DIRECTION — Exactly repeat the material, dropping only the pictures.

--- SUPPLIED MATERIAL ---

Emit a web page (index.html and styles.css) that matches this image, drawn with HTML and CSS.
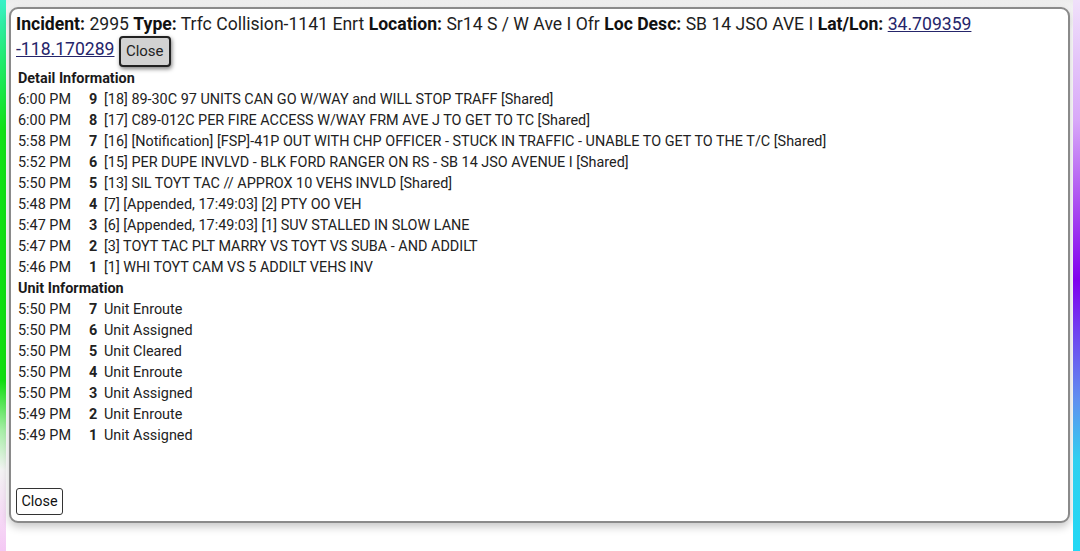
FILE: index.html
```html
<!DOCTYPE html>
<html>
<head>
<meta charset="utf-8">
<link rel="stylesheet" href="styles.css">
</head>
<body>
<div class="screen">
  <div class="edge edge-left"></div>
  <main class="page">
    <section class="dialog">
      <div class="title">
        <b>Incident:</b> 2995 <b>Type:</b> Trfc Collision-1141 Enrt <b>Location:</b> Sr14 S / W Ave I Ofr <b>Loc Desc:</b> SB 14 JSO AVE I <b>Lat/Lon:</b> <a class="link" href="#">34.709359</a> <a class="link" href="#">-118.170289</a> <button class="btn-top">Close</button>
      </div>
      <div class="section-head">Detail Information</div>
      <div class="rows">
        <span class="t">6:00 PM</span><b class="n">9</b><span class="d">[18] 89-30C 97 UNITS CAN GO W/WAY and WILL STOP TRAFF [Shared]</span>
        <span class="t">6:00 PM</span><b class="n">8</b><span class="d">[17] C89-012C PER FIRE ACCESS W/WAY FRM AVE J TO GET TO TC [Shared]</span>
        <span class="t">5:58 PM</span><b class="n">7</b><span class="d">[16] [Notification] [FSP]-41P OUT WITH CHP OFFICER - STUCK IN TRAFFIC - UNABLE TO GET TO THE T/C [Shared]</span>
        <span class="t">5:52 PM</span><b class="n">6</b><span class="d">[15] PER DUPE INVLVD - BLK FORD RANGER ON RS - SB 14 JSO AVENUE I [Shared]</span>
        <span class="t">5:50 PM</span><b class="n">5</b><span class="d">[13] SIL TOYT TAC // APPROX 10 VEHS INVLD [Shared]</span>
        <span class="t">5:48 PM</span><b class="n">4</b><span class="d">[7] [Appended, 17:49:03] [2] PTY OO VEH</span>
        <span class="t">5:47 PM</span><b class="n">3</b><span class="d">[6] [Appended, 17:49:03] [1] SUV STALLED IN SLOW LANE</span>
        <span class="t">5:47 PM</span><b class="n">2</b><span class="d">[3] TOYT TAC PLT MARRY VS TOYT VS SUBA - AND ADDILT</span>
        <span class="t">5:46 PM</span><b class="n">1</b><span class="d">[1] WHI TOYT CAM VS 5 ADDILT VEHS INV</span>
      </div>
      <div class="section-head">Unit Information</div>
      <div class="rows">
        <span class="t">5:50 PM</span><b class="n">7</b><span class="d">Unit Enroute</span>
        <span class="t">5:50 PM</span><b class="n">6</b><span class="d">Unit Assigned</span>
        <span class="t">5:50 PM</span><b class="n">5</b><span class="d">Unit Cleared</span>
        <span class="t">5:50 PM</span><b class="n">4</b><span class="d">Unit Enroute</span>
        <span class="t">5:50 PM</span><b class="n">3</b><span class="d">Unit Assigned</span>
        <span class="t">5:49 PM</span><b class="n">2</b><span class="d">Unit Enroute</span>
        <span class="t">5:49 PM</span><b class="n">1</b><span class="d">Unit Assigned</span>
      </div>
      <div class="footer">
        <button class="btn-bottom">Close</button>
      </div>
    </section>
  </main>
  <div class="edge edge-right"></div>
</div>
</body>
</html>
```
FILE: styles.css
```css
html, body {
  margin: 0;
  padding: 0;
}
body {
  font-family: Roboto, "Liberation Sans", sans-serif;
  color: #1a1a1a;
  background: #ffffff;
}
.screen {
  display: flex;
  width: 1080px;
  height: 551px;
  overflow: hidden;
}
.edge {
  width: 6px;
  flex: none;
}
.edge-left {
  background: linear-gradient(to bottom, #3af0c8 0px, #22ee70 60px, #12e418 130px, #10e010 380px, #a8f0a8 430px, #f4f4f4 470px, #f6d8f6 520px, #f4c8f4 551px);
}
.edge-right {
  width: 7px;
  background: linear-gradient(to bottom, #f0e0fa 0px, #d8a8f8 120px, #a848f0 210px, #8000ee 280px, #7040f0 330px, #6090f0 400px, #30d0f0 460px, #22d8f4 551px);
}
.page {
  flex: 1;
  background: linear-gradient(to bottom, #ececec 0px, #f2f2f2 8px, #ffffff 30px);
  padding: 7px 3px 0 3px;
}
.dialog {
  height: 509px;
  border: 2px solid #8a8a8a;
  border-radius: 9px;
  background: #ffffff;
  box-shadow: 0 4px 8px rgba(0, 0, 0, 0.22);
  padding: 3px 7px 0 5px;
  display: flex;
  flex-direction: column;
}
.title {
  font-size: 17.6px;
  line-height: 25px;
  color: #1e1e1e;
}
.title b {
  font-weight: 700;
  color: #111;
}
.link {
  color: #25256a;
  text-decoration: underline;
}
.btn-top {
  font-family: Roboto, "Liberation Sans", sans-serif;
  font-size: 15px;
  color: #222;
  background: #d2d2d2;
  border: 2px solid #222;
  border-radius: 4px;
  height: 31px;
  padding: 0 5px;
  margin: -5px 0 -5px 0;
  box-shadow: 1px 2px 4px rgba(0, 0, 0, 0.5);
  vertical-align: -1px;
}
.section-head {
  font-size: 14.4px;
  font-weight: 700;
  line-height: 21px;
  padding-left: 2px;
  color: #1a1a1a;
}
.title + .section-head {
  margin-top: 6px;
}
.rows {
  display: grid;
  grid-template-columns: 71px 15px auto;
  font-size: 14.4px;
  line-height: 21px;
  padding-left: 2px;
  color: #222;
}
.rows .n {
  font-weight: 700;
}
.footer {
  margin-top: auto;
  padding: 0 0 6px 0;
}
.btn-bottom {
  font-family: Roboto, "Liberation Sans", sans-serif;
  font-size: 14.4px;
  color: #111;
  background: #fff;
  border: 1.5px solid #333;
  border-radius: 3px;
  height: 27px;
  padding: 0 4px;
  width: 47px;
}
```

---

THE ANSWER —
Emit a web page (index.html and styles.css) that matches this image, drawn with HTML and CSS.
FILE: index.html
```html
<!DOCTYPE html>
<html>
<head>
<meta charset="utf-8">
<link rel="stylesheet" href="styles.css">
</head>
<body>
<div class="screen">
  <div class="edge edge-left"></div>
  <main class="page">
    <section class="dialog">
      <div class="title">
        <b>Incident:</b> 2995 <b>Type:</b> Trfc Collision-1141 Enrt <b>Location:</b> Sr14 S / W Ave I Ofr <b>Loc Desc:</b> SB 14 JSO AVE I <b>Lat/Lon:</b> <a class="link" href="#">34.709359</a> <a class="link" href="#">-118.170289</a> <button class="btn-top">Close</button>
      </div>
      <div class="section-head">Detail Information</div>
      <div class="rows">
        <span class="t">6:00 PM</span><b class="n">9</b><span class="d">[18] 89-30C 97 UNITS CAN GO W/WAY and WILL STOP TRAFF [Shared]</span>
        <span class="t">6:00 PM</span><b class="n">8</b><span class="d">[17] C89-012C PER FIRE ACCESS W/WAY FRM AVE J TO GET TO TC [Shared]</span>
        <span class="t">5:58 PM</span><b class="n">7</b><span class="d">[16] [Notification] [FSP]-41P OUT WITH CHP OFFICER - STUCK IN TRAFFIC - UNABLE TO GET TO THE T/C [Shared]</span>
        <span class="t">5:52 PM</span><b class="n">6</b><span class="d">[15] PER DUPE INVLVD - BLK FORD RANGER ON RS - SB 14 JSO AVENUE I [Shared]</span>
        <span class="t">5:50 PM</span><b class="n">5</b><span class="d">[13] SIL TOYT TAC // APPROX 10 VEHS INVLD [Shared]</span>
        <span class="t">5:48 PM</span><b class="n">4</b><span class="d">[7] [Appended, 17:49:03] [2] PTY OO VEH</span>
        <span class="t">5:47 PM</span><b class="n">3</b><span class="d">[6] [Appended, 17:49:03] [1] SUV STALLED IN SLOW LANE</span>
        <span class="t">5:47 PM</span><b class="n">2</b><span class="d">[3] TOYT TAC PLT MARRY VS TOYT VS SUBA - AND ADDILT</span>
        <span class="t">5:46 PM</span><b class="n">1</b><span class="d">[1] WHI TOYT CAM VS 5 ADDILT VEHS INV</span>
      </div>
      <div class="section-head">Unit Information</div>
      <div class="rows">
        <span class="t">5:50 PM</span><b class="n">7</b><span class="d">Unit Enroute</span>
        <span class="t">5:50 PM</span><b class="n">6</b><span class="d">Unit Assigned</span>
        <span class="t">5:50 PM</span><b class="n">5</b><span class="d">Unit Cleared</span>
        <span class="t">5:50 PM</span><b class="n">4</b><span class="d">Unit Enroute</span>
        <span class="t">5:50 PM</span><b class="n">3</b><span class="d">Unit Assigned</span>
        <span class="t">5:49 PM</span><b class="n">2</b><span class="d">Unit Enroute</span>
        <span class="t">5:49 PM</span><b class="n">1</b><span class="d">Unit Assigned</span>
      </div>
      <div class="footer">
        <button class="btn-bottom">Close</button>
      </div>
    </section>
  </main>
  <div class="edge edge-right"></div>
</div>
</body>
</html>
```
FILE: styles.css
```css
html, body {
  margin: 0;
  padding: 0;
}
body {
  font-family: Roboto, "Liberation Sans", sans-serif;
  color: #1a1a1a;
  background: #ffffff;
}
.screen {
  display: flex;
  width: 1080px;
  height: 551px;
  overflow: hidden;
}
.edge {
  width: 6px;
  flex: none;
}
.edge-left {
  background: linear-gradient(to bottom, #3af0c8 0px, #22ee70 60px, #12e418 130px, #10e010 380px, #a8f0a8 430px, #f4f4f4 470px, #f6d8f6 520px, #f4c8f4 551px);
}
.edge-right {
  width: 7px;
  background: linear-gradient(to bottom, #f0e0fa 0px, #d8a8f8 120px, #a848f0 210px, #8000ee 280px, #7040f0 330px, #6090f0 400px, #30d0f0 460px, #22d8f4 551px);
}
.page {
  flex: 1;
  background: linear-gradient(to bottom, #ececec 0px, #f2f2f2 8px, #ffffff 30px);
  padding: 7px 3px 0 3px;
}
.dialog {
  height: 509px;
  border: 2px solid #8a8a8a;
  border-radius: 9px;
  background: #ffffff;
  box-shadow: 0 4px 8px rgba(0, 0, 0, 0.22);
  padding: 3px 7px 0 5px;
  display: flex;
  flex-direction: column;
}
.title {
  font-size: 17.6px;
  line-height: 25px;
  color: #1e1e1e;
}
.title b {
  font-weight: 700;
  color: #111;
}
.link {
  color: #25256a;
  text-decoration: underline;
}
.btn-top {
  font-family: Roboto, "Liberation Sans", sans-serif;
  font-size: 15px;
  color: #222;
  background: #d2d2d2;
  border: 2px solid #222;
  border-radius: 4px;
  height: 31px;
  padding: 0 5px;
  margin: -5px 0 -5px 0;
  box-shadow: 1px 2px 4px rgba(0, 0, 0, 0.5);
  vertical-align: -1px;
}
.section-head {
  font-size: 14.4px;
  font-weight: 700;
  line-height: 21px;
  padding-left: 2px;
  color: #1a1a1a;
}
.title + .section-head {
  margin-top: 6px;
}
.rows {
  display: grid;
  grid-template-columns: 71px 15px auto;
  font-size: 14.4px;
  line-height: 21px;
  padding-left: 2px;
  color: #222;
}
.rows .n {
  font-weight: 700;
}
.footer {
  margin-top: auto;
  padding: 0 0 6px 0;
}
.btn-bottom {
  font-family: Roboto, "Liberation Sans", sans-serif;
  font-size: 14.4px;
  color: #111;
  background: #fff;
  border: 1.5px solid #333;
  border-radius: 3px;
  height: 27px;
  padding: 0 4px;
  width: 47px;
}
```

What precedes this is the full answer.